Time-Compressed Video Article Published

Ritzhaupt, A. D., Pastore, R. & Davis, R. (2015). Effects of captions and time-compressed video on learner performance and satisfaction. Computers in Human Behavior, 45, 222 – 227.

Abstract: Digital video is becoming increasingly popular in higher education with faculty digitally recording and broadcasting lectures for students to learn-on-demand, such as iTunes University or YouTube. Students have discovered accelerated playback features in popular computer software and use it to reduce the amount of time watching video-enhanced instruction.
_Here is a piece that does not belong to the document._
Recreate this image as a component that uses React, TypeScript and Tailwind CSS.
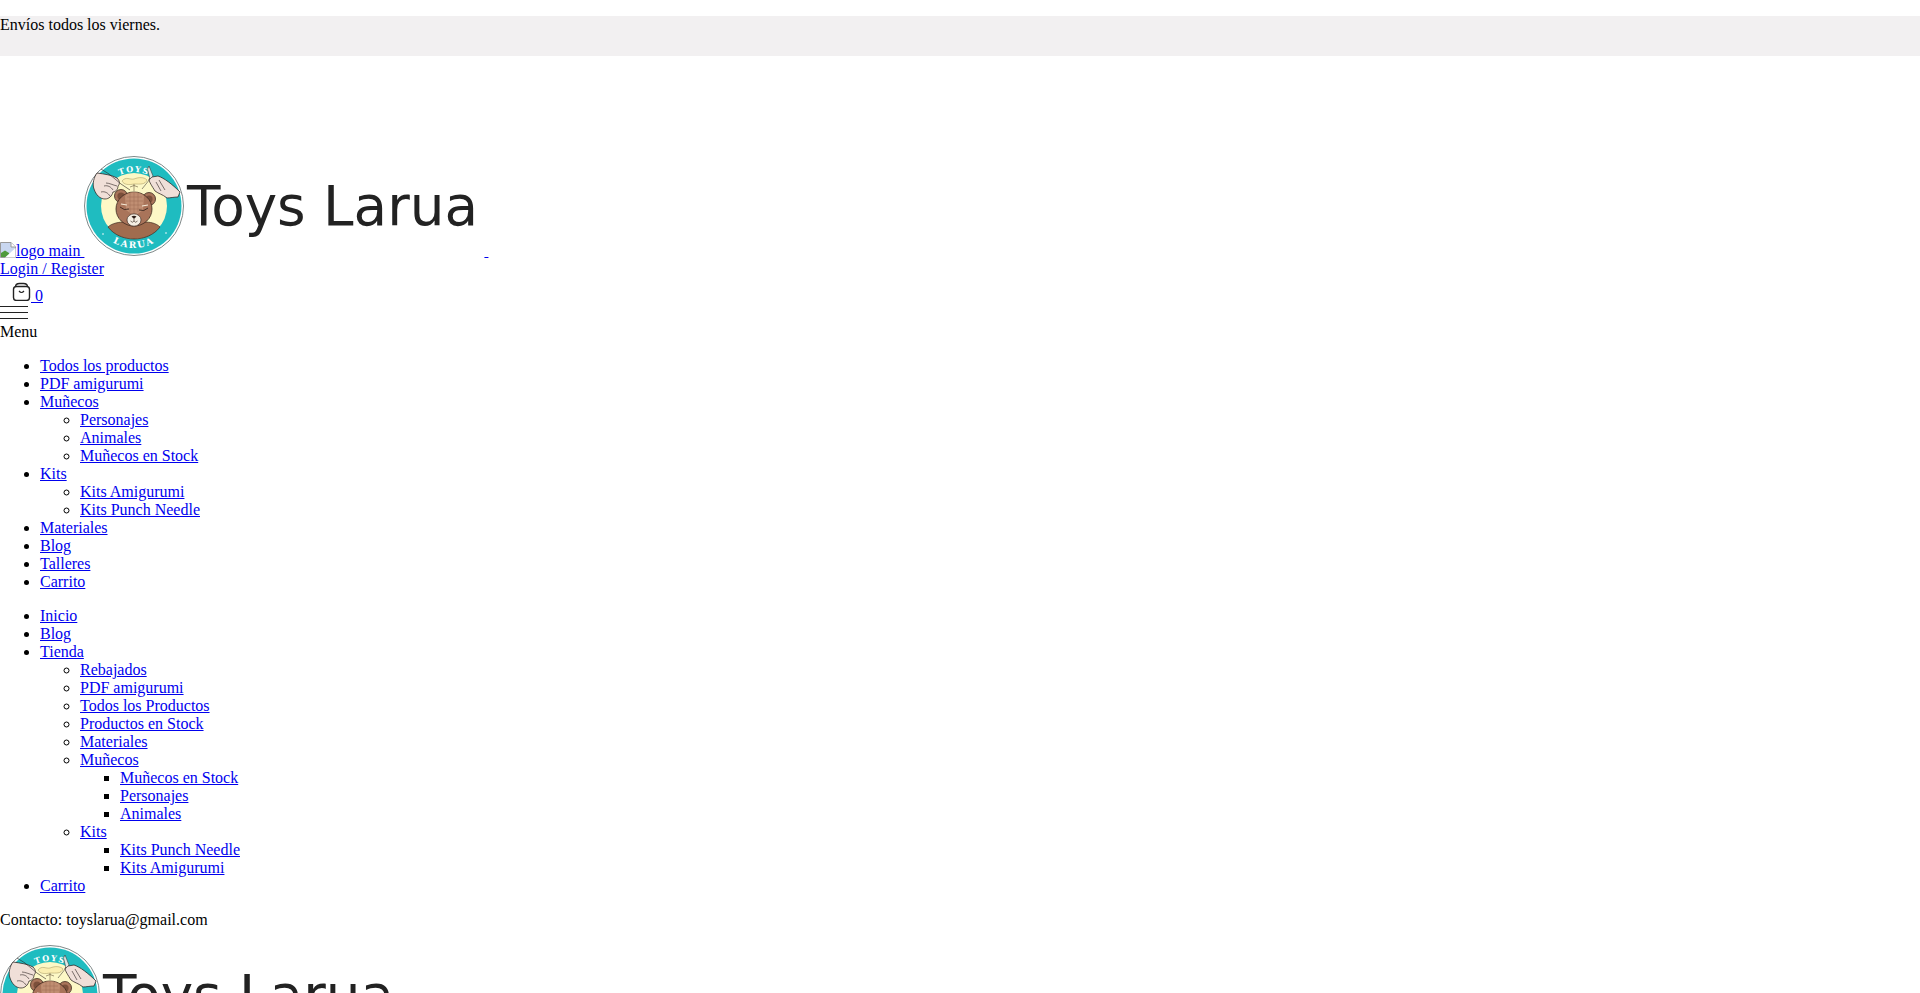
function Logo({ className = "" }: { className?: string }) {
  return (
    <svg viewBox="0 0 400 100" className={`inline-block align-baseline w-[400px] h-[100px] ${className}`}>
      <defs>
        <path id="arcTop" d="M 16 50 A 34 34 0 0 1 84 50" />
        <path id="arcBot" d="M 8 50 A 42 42 0 0 0 92 50" />
      </defs>
      <circle cx="50" cy="50" r="49.5" fill="#ffffff" stroke="#6f7a7a" strokeWidth="0.9" />
      <circle cx="50" cy="50" r="47.5" fill="#1fbcc0" />
      <circle cx="50" cy="50" r="33" fill="#fdf8c6" />
      <path d="M24 71 C28 67 36 66 40 66 L60 66 C66 66 72 67 76 71 C70 79 60 83 50 83 C40 83 30 79 24 71 Z" fill="#a06c4e" stroke="#3d2a20" strokeWidth="0.7" />
      <text fontFamily="'DejaVu Serif', serif" fontWeight="700" fontSize="8" fill="#ffffff" letterSpacing="1.4">
        <textPath href="#arcTop" startOffset="50%" textAnchor="middle">TOYS</textPath>
      </text>
      <text fontFamily="'DejaVu Serif', serif" fontWeight="700" fontSize="9" fill="#ffffff" letterSpacing="1.8">
        <textPath href="#arcBot" startOffset="50%" textAnchor="middle">LARUA</textPath>
      </text>
      <circle cx="19" cy="78" r="0.8" fill="#fff" />
      <circle cx="82" cy="77" r="0.8" fill="#fff" />
      <circle cx="37" cy="40" r="6.5" fill="#a9745a" stroke="#3d2a20" strokeWidth="0.8" />
      <circle cx="37" cy="40" r="3.6" fill="#7b4f3a" />
      <circle cx="65" cy="43" r="6.5" fill="#a9745a" stroke="#3d2a20" strokeWidth="0.8" />
      <circle cx="65" cy="43" r="3.6" fill="#7b4f3a" />
      <ellipse cx="50" cy="53" rx="18" ry="17" fill="#a9745a" stroke="#3d2a20" strokeWidth="0.8" />
      <path d="M41 40 C45 35 55 35 60 40 L59 54 L51 60 L42 54 Z" fill="#c08e72" />
      <path d="M43 41 L58 41 M42 45 L59 45 M42 49 L59 49 M43 53 L58 53 M46 37 L46 56 M50 36 L50 59 M54 37 L54 56" stroke="#9a6a50" strokeWidth="0.45" />
      <path d="M36 51 Q40 55 45 53" fill="none" stroke="#2c1d16" strokeWidth="0.8" />
      <path d="M55 54 Q60 56 64 52" fill="none" stroke="#2c1d16" strokeWidth="0.8" />
      <path d="M37 48 L43 49 M58 50 L64 49" stroke="#f5ead8" strokeWidth="1.1" />
      <ellipse cx="50" cy="64" rx="7" ry="6.2" fill="#f4eee2" stroke="#3d2a20" strokeWidth="0.7" />
      <path d="M47.5 60.5 Q50 59 52.5 60.5 L50 63 Z" fill="#2c1d16" />
      <path d="M50 63 L50 65 M46.5 65 Q48.5 67.5 50 65 Q51.5 67.5 53.5 65" fill="none" stroke="#2c1d16" strokeWidth="0.6" />
      <path d="M38 25 C42 20 46 24 50 23 C55 21 60 21 63 24 C61 29 56 28 50 28 C45 29 40 29 38 25 Z" fill="#fbeeb0" stroke="#8a7a45" strokeWidth="0.4" />
      <path d="M50 28 L50 35 M46 31 Q50 28 54 31" fill="none" stroke="#4d3a22" strokeWidth="0.5" />
      <path d="M13 17 C20 18 28 19 33 22 C36 25 36 28 34 30 C34 33 32 36 29 36 C28 40 25 43 21 43 C16 43 12 39 10 33 C8 28 10 21 13 17 Z" fill="#f0dfd8" stroke="#2a2220" strokeWidth="0.75" />
      <path d="M33 30 C29 29 25 27 22 27 M20 30 C24 29 27 31 29 34 M17 36 C21 35 24 37 26 40" fill="none" stroke="#2a2220" strokeWidth="0.6" />
      <path d="M17 13 L25 18 L37 28 L46 34" fill="none" stroke="#2a2220" strokeWidth="0.6" />
      <path d="M68 21 L74 20 C80 22 88 28 96 36 L94 41 C90 41 86 42 83 42 C78 38 75 38 71 35 C68 30 65 26 65 23 Z" fill="#f0dfd8" stroke="#2a2220" strokeWidth="0.75" />
      <path d="M72 26 L77 35 M75 24 L81 34" fill="none" stroke="#2a2220" strokeWidth="0.6" />
      <path d="M65 10 L69 20 L66 23 L63.5 13 Z" fill="#dde5e2" stroke="#2a2220" strokeWidth="0.5" />
      <path d="M66 23 L58 33" fill="none" stroke="#2a2220" strokeWidth="0.5" />
      <text x="103" y="69" fontFamily="'DejaVu Sans', sans-serif" fontSize="54.8" fill="#222222">Toys Larua</text>
    </svg>
  );
}

function BrokenImage() {
  return (
    <svg viewBox="0 0 16 16" className="inline-block align-[-2px] w-4 h-4">
      <path d="M0.5 0.5 H11 L15.5 5 V15.5 H0.5 Z" fill="#c9d7f0" stroke="#9a9a9a" />
      <path d="M11 0.5 V5 H15.5" fill="#ffffff" stroke="#9a9a9a" />
      <path d="M1 15 V11 L5 8.5 L9 11 L11 15 Z" fill="#4f9a3c" />
      <path d="M5 15.5 L15.5 6 V15.5 Z" fill="#ffffff" />
    </svg>
  );
}

function CartIcon() {
  return (
    <svg viewBox="0 0 31 23" className="inline-block align-baseline w-[31px] h-[23px]" fill="none" stroke="#222222">
      <rect x="13.5" y="8.5" width="16" height="14" rx="3" strokeWidth="1.4" />
      <path d="M15.5 9 C15.5 6.5 17 5.5 19.5 5.5 H23.5 C26 5.5 27.5 6.5 27.5 9" strokeWidth="1.3" />
      <path d="M19 13 Q21.5 16 24 13" strokeWidth="1.2" />
    </svg>
  );
}

type Item = { label: string; children?: Item[] };

const mobileMenu: Item[] = [
  { label: "Todos los productos" },
  { label: "PDF amigurumi" },
  {
    label: "Muñecos",
    children: [{ label: "Personajes" }, { label: "Animales" }, { label: "Muñecos en Stock" }],
  },
  { label: "Kits", children: [{ label: "Kits Amigurumi" }, { label: "Kits Punch Needle" }] },
  { label: "Materiales" },
  { label: "Blog" },
  { label: "Talleres" },
  { label: "Carrito" },
];

const mainMenu: Item[] = [
  { label: "Inicio" },
  { label: "Blog" },
  {
    label: "Tienda",
    children: [
      { label: "Rebajados" },
      { label: "PDF amigurumi" },
      { label: "Todos los Productos" },
      { label: "Productos en Stock" },
      { label: "Materiales" },
      {
        label: "Muñecos",
        children: [{ label: "Muñecos en Stock" }, { label: "Personajes" }, { label: "Animales" }],
      },
      { label: "Kits", children: [{ label: "Kits Punch Needle" }, { label: "Kits Amigurumi" }] },
    ],
  },
  { label: "Carrito" },
];

function Menu({ items, depth = 0 }: { items: Item[]; depth?: number }) {
  const cls =
    depth === 0
      ? "list-disc pl-10 my-4"
      : depth === 1
        ? "list-[circle] pl-10"
        : "list-[square] pl-10";
  return (
    <ul className={cls}>
      {items.map((item) => (
        <li key={item.label}>
          <a href="#" className="underline text-[#0000ee]">{item.label}</a>
          {item.children && <Menu items={item.children} depth={depth + 1} />}
        </li>
      ))}
    </ul>
  );
}

export default function App() {
  return (
    <div className="h-[993px] overflow-hidden bg-white text-black font-['Liberation_Serif',serif] text-base leading-[normal]">
      <div className="h-4" />
      <div className="h-10 bg-[#f2f0f1]">Envíos todos los viernes.</div>
      <div>
        <a href="#" className="underline text-[#0000ee]">
          <BrokenImage />
          logo main <Logo className="mt-[100px]" />
          {"\u00a0"}
        </a>
      </div>
      <div>
        <a href="#" className="underline text-[#0000ee]">Login / Register</a>
      </div>
      <div>
        <a href="#" className="underline text-[#0000ee]">
          <CartIcon /> 0
        </a>
      </div>
      <div className="flex flex-col gap-[5px] w-7 pt-px pb-1">
        <span className="h-px bg-[#222222]" />
        <span className="h-px bg-[#222222]" />
        <span className="h-px bg-[#222222]" />
      </div>
      <div>Menu</div>
      <Menu items={mobileMenu} />
      <Menu items={mainMenu} />
      <p className="my-4">Contacto: toyslarua@gmail.com</p>
      <div>
        <Logo />
      </div>
    </div>
  );
}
In the current study, 147 undergraduate students were randomly assigned to one of six video treatments based on a 3 Video Speed (1.0 = Normal vs. 1.25 = Fast vs. 1.50 = Very Fast) × 2 Captions (Captions Present vs. Captions Absent) × 2 Trial (Trial 1 vs. Trial 2) design. Results show no significant difference on learner performance across treatments based on Video Speed. Captions were found to have a significant negative effect on learner performance. A significant difference was found on learner satisfaction in favor of a normal Video Speed. The findings suggest that learners might be able to accelerate Video Speeds up to 1.5 times the normal speed, but are generally less satisfied with the learning experience.